Вот я и пришла с мужем в ваш храм помолиться по случаю завтрашнего праздника, а теперь прошу Вас отслужить мне благодарственный молебен Царице Небесной».
Я немедленно исполнил ее просьбу. Во время молебна рассказчица плакала, но уже счастливыми слезами. Замечу, что в моем письме к Батюшке не было ничего сказано, по какому случаю я прошу принять подательницу письма.
Во дни моей ранней молодости, когда я получил самостоятельное место... в один из уездных городов Смоленской губернии, туда же почти в один день со мною приехал вновь назначенный судебным следователем Л. Я. Дудкин, и мы одновременно делали визиты, поминутно встречаясь то в одном, то в другом доме.
Он был тогда холостым и оказался прекрасным человеком. Мы сдружились...
В 1922 году Л. Я. возвратился в Москву из Житомира, в Москве у него была квартира, и мы встретились снова, как старые приятели. Оказалось, что после Октябрьской революции, спасаясь от голода, он уехал с женой на Украину, где занимал какое-то скромное место...
Узнав об избранной мною дороге, он сказал мне: «Я всегда думал избрать такой же путь. Ваше решение посвятить себя Богу произвело на меня глубокое впечатление, и если Батюшка и меня благословит, как Вас, принять священство, то я с радостью сделаюсь пастырем».
Дудкин пошел к Батюшке, который принял его со свойственной ему приветливостью и ласково. Зашла речь о цели посещения. Батюшка, по словам моего старого приятеля, сказал ему, когда он изложил свое намерение и просил благословить на служение Церкви, одно слово: «Поздно!» — и, благословив, простился.

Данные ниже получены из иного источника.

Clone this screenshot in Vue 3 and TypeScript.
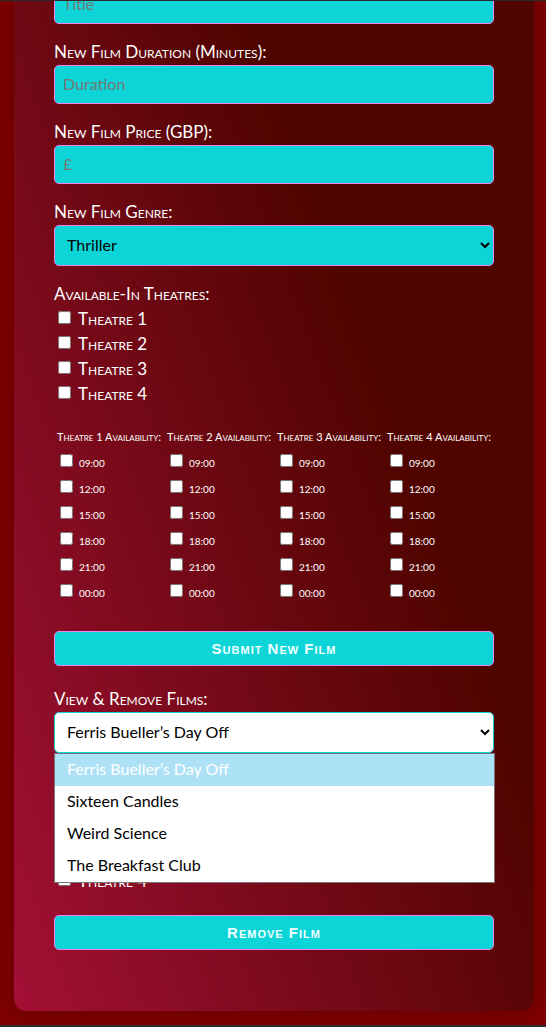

Довольно скоро после этого Л. Я. Дудкин скончался.
Припоминаю еще один замечательно интересный случай прозорливости Батюшки.
В период времени 1920-1922 годов, когда я еще служил на советской службе, мне приходилось встречаться по делам службы с одним профессором, умным и талантливым человеком, интересным собеседником.
Идя как-то осенью, часов в пять вечера, чтобы послушать беседу Батюшки во время вечернего богослужения и, кстати, навестить его перед службой, пересекая сквер перед Большим театром, я увидел помянутого профессора, сидевшего на скамейке с газетой в руках.